The major domestic equity indexes closed lower on Tuesday as a sharp decline in the price of crude oil hurt energy stocks. At the same time, retail stocks were pulled down by concerns about Amazon’s plan to increase its apparel business. There was also some residual concern over the future Federal Reserve rate hikes in conjunction with what appears to be a bit of slowing in certain sectors of the economy.

Healthcare was the brightest spot with a 0.3 percent increase in the sector index, while the consumer discretionary index showed a 1.25 percent drop, in line with the energy index decline.

Oil prices fell about 2 percent after news of increases in supply by several key producers, a trend that has undermined attempts by OPEC and other producers to support the market through reduced output.

The market deepened its losses heading into the close after comments by Dallas Federal Reserve President Robert Kaplan appeared to add to investor unease about the Fed’s projected pace of monetary policy tightening.

Kaplan said technology and globalization is holding down inflation, which suggested that low inflation might remain for a while.

Earlier, Boston Fed President Eric Rosengren said the era of low interest rates in the United States and elsewhere poses financial stability risks and that central bankers must factor such concerns into their decision-making.

The costliest congressional race in history – between Democrat Jon Ossoff and Republican Karen Handel – as a key political test for President Donald Trump’s pro-business agenda is also being watched on Wall Street.

Nasdaq’s biotechnology index rose 1.3 percent after a 2.5 percent jump the previous day.
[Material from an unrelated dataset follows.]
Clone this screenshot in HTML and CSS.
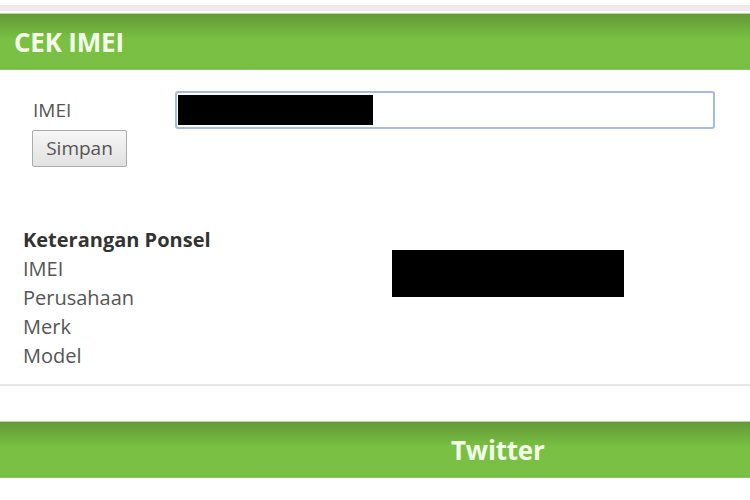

The S&P technology sector fell 0.8 percent, with the Microsoft and Apple causing most of the damage.

Approximately 7.1 billion shares changed hands on the major domestic equity exchanges, as compared to the 6.86 billion share average for the last 20 sessions.

Crude Continues Slide Downward

The price of crude oil fell about 2 percent on Tuesday, with Brent settling at seven-month lows and domestic crude at its lowest price since September. The price decline comes after an increased supply from several key producers overshadowed high compliance by OPEC and non-OPEC oil producers with a deal to cut global output.

Brent closed 89 cents lower at $46.02 a barrel, its lowest settlement since Nov. 15, two weeks before OPEC and other producers agreed to cut output by 1.8 million barrels per day (bpd) for six months from January.

The domestic crude futures contract for July, due to expire on Tuesday, settled down 97 cents at $43.23, the lowest since Sept. 16. Both benchmarks were down more than 15 percent since late May, when OPEC, Russia and other producers extended limits on output until the end of March 2018.

OPEC and non-OPEC oil producers’ compliance with the deal to cut output reached its highest in May since they agreed on the curbs last year, reaching 106 percent last month, a source familiar with the matter said.

OPEC supplies, however, increased during May as output recovered in Libya and Nigeria, both exempt from the production reduction agreement. Libya’s oil production rose more than 50,000 bpd to 885,000 bpd after the state oil company settled a dispute with Germany’s Wintershall.

Nigerian oil supply is also rising. Exports of Nigeria’s Bonny Light crude are set to reach 226,000 bpd in August, up from 164,000 bpd in July, loading programs show.

Ahead of weekly U.S. inventory reports, domestic crude oil stocks were forecast to have fallen 2.1 million barrels last week, while gasoline was seen building by 400,000 barrels after last week’s data showed an unexpected build that weighed heavily on the market.

The investment community has become quite bearish about the outlook for oil prices as production from countries outside OPEC grows and threatens to undermine the effectiveness of OPEC’s output controls.